● **WHAT IS BEING ASKED**
Go through the entries one line at a time, and gather every line that has the word "Generate".

--- START OF AVAILABLE RECORDS ---

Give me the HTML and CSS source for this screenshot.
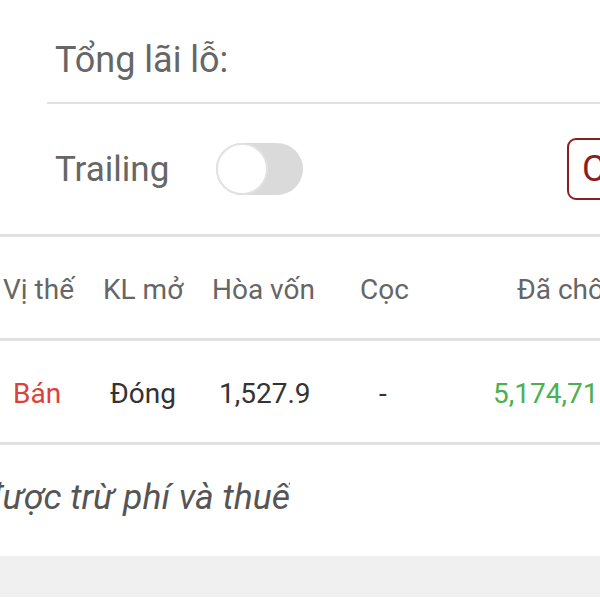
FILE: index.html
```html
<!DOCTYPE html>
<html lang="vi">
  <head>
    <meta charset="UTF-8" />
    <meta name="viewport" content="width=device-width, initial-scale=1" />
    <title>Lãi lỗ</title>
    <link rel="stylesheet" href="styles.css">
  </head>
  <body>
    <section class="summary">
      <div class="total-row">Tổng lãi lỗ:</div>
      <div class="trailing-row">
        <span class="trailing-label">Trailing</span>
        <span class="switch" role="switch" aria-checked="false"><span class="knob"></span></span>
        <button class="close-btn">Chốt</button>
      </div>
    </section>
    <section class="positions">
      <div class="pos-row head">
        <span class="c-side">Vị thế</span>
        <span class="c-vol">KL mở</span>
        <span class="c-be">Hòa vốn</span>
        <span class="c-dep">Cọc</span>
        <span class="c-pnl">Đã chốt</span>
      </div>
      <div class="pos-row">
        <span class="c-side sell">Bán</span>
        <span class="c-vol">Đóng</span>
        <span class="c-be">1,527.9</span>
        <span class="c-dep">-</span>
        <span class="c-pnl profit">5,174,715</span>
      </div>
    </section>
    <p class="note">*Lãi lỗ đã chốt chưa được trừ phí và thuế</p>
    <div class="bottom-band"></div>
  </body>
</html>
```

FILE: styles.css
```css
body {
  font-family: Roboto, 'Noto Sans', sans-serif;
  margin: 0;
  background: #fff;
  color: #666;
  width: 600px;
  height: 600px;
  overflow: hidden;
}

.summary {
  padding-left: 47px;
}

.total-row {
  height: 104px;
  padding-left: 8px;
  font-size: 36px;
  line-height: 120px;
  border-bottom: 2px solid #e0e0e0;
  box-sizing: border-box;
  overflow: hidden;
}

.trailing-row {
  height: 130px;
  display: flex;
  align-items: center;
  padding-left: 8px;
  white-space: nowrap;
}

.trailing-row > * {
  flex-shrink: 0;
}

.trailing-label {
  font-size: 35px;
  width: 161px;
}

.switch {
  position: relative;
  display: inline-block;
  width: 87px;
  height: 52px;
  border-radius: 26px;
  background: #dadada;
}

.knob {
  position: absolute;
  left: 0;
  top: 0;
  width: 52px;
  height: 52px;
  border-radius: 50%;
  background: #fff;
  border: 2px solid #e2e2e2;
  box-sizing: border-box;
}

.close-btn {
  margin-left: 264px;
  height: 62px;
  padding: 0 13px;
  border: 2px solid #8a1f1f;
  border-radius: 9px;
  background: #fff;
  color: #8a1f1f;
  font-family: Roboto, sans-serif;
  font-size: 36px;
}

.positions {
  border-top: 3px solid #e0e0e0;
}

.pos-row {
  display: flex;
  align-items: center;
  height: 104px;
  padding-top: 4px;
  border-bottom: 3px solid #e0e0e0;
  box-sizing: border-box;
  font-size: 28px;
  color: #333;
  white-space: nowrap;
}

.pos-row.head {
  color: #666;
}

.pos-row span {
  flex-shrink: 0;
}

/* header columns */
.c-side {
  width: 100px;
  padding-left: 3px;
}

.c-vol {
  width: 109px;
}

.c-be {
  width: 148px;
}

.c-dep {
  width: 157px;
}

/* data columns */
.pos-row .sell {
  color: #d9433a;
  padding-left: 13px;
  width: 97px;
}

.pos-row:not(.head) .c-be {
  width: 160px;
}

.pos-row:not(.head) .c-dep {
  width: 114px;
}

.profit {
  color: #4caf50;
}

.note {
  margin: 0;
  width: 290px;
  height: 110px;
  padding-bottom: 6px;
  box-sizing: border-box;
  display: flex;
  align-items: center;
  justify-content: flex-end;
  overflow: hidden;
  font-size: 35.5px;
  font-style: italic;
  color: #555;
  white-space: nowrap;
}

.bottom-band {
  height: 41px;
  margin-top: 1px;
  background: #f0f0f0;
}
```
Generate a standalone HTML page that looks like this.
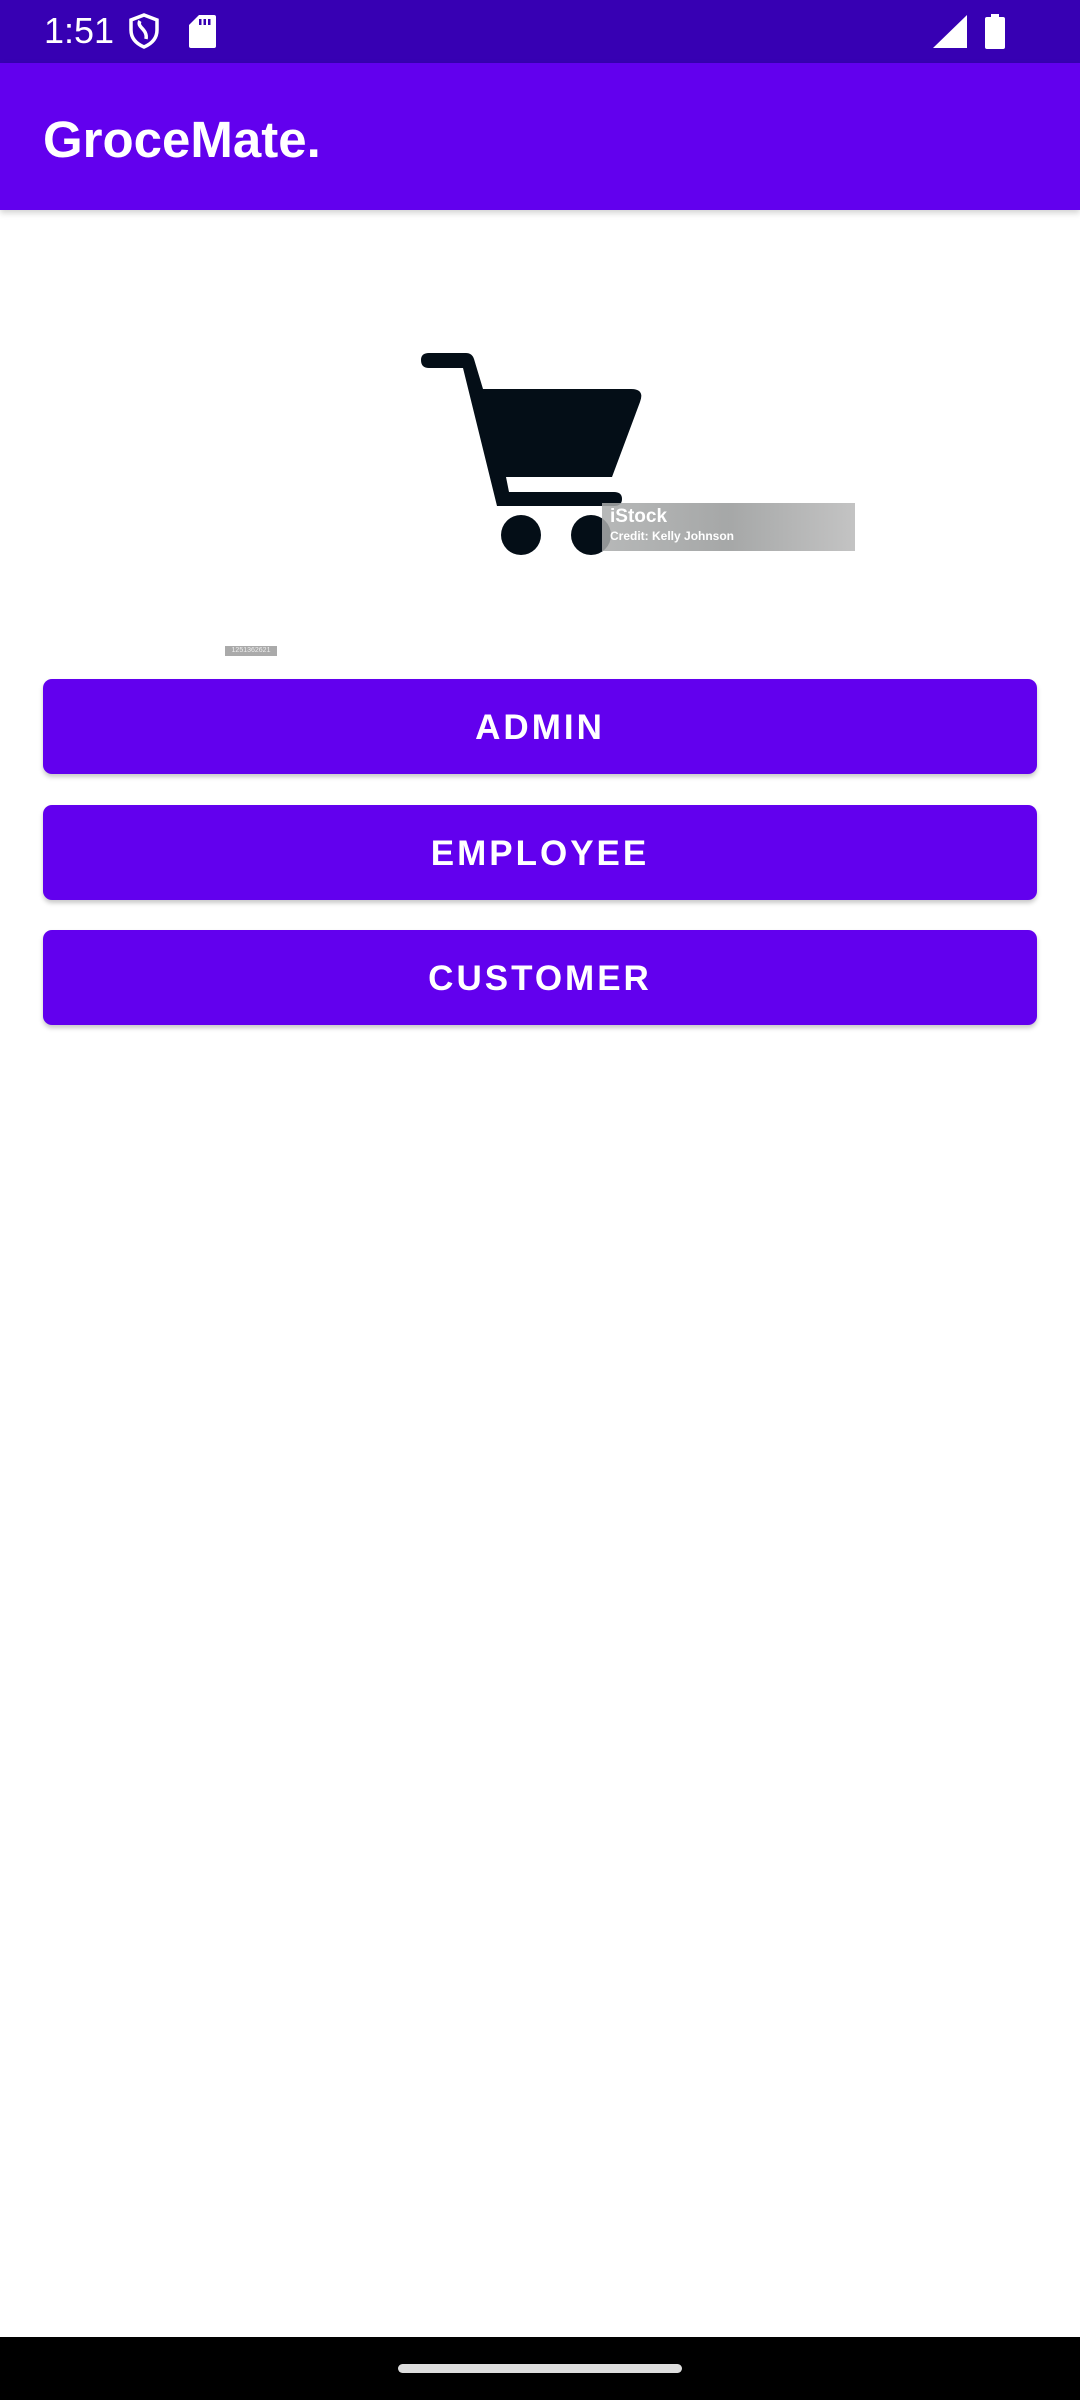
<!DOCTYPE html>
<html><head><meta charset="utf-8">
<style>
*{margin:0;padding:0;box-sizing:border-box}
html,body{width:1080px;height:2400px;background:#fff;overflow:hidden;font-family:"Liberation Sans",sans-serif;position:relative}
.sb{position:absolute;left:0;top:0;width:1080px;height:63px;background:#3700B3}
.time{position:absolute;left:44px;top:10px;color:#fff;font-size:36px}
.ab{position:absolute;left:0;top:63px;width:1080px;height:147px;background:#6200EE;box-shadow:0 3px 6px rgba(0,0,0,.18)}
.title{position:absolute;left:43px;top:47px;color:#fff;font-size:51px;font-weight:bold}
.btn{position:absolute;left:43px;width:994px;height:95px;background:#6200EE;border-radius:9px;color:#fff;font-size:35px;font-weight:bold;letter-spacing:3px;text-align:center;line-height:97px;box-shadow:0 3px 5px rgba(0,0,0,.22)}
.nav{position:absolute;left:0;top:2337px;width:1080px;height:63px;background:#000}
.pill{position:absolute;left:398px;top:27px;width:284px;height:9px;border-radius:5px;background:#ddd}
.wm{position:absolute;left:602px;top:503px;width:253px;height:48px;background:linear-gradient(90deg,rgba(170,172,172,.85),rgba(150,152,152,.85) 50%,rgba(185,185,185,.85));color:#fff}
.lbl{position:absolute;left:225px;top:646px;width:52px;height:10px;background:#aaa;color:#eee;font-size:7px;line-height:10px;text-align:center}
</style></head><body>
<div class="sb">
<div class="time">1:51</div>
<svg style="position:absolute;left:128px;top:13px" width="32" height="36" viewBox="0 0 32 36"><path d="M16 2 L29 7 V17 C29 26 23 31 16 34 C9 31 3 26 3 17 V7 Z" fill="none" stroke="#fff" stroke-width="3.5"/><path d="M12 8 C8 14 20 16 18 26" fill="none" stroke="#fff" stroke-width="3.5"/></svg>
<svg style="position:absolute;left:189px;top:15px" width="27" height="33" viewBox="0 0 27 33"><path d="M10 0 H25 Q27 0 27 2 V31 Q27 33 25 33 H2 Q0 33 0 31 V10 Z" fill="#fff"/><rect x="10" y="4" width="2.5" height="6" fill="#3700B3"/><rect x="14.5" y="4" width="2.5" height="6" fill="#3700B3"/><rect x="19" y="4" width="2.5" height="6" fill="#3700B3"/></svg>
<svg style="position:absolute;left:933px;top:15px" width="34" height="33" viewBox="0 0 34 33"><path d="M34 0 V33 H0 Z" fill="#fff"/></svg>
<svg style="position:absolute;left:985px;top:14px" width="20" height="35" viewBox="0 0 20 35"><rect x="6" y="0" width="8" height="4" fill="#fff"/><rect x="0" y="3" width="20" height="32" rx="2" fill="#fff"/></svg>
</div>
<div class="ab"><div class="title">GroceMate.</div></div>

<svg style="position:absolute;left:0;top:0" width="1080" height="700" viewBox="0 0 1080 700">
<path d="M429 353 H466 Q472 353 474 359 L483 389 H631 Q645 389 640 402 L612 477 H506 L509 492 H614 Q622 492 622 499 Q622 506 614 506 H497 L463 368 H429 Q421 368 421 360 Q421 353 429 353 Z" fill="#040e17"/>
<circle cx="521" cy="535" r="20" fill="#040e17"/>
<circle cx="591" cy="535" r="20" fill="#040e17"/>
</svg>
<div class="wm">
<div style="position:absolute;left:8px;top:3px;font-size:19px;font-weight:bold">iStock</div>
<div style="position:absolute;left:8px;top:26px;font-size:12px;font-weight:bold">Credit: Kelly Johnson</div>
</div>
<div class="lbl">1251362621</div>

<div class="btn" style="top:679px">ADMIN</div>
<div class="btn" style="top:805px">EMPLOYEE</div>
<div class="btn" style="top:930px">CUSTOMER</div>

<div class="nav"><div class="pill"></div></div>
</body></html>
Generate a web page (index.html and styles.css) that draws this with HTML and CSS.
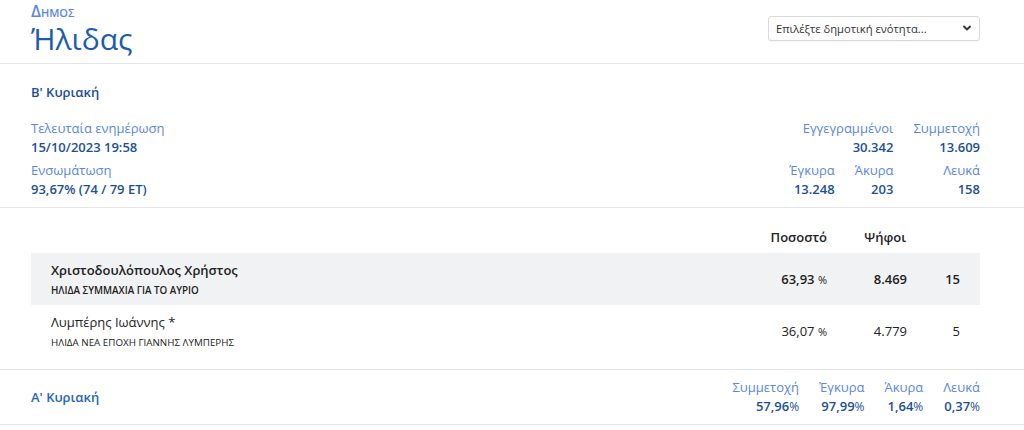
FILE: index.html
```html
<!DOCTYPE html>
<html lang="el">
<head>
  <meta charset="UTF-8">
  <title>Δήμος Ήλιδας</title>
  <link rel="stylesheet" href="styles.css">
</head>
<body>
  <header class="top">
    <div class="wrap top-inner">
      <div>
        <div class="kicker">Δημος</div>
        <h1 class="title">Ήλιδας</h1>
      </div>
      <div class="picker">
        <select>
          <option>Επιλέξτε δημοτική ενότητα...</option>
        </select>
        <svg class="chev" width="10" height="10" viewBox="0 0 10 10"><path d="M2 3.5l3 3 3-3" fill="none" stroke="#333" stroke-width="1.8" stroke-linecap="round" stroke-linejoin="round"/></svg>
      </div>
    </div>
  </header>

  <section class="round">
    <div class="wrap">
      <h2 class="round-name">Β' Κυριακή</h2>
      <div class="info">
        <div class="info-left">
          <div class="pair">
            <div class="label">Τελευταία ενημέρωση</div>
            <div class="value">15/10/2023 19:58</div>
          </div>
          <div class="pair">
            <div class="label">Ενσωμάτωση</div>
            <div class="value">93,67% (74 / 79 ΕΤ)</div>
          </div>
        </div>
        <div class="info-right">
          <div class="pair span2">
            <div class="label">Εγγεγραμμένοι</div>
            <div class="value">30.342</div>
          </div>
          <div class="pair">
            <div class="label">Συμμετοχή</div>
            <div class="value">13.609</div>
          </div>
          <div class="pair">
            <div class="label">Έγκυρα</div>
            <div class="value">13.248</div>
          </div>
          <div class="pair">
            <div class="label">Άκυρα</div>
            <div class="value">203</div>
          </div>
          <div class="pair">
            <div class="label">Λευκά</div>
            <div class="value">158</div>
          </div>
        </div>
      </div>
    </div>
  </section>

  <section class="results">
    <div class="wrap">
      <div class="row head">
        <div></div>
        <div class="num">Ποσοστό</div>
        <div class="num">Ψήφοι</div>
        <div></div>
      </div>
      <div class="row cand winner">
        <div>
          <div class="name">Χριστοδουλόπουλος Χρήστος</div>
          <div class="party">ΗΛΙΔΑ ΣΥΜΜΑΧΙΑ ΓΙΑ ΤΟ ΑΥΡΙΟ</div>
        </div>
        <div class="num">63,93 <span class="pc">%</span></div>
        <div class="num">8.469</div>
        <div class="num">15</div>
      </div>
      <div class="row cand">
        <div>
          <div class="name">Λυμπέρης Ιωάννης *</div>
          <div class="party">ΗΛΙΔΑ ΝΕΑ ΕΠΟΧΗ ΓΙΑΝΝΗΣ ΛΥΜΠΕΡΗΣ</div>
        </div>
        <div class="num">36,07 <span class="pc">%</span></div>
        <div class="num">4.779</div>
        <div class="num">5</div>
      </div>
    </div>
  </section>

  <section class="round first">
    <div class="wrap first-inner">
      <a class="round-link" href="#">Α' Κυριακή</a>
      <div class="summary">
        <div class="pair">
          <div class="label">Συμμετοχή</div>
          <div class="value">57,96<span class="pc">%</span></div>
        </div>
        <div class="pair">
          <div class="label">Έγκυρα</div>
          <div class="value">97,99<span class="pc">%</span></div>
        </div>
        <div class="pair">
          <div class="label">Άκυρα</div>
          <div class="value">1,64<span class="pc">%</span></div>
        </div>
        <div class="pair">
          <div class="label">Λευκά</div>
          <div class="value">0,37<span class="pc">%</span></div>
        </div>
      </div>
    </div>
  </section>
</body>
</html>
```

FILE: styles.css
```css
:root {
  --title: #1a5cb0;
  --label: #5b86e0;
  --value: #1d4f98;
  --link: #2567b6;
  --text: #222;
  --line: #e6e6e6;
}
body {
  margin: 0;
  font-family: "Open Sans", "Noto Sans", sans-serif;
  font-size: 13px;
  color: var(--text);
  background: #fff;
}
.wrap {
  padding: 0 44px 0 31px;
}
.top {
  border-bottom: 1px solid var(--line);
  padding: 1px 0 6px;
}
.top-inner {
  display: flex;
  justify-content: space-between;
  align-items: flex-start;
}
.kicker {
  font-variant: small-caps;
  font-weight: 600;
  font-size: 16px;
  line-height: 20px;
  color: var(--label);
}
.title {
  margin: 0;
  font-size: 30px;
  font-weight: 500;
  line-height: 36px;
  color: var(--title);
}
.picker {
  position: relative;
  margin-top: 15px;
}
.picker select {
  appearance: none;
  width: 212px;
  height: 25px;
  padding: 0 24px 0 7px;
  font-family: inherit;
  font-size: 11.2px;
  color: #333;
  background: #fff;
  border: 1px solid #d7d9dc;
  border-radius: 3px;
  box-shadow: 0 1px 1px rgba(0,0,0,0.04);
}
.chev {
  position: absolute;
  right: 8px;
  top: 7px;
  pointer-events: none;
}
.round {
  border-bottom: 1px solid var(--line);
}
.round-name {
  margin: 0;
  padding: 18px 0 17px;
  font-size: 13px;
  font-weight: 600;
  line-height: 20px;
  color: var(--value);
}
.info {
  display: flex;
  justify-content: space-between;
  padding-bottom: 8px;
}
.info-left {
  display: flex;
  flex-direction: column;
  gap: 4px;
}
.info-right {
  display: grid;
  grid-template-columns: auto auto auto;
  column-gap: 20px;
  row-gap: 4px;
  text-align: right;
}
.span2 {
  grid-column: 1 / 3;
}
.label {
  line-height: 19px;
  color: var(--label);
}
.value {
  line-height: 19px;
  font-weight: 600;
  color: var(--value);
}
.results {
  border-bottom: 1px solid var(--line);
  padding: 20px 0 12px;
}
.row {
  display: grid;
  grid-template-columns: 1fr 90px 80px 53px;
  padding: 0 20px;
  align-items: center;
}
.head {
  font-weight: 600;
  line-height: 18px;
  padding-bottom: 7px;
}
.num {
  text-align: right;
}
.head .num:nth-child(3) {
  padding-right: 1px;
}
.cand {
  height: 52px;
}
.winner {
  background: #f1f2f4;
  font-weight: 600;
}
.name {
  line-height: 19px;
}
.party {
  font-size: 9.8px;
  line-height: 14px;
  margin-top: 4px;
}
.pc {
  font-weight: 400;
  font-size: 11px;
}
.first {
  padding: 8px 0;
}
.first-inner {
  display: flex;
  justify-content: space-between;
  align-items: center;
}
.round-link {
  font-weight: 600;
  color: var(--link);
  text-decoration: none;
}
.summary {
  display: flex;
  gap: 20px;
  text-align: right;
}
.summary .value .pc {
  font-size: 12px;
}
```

--- END OF AVAILABLE RECORDS ---

● **ANSWER BELOW**
Generate a standalone HTML page that looks like this.
Generate a web page (index.html and styles.css) that draws this with HTML and CSS.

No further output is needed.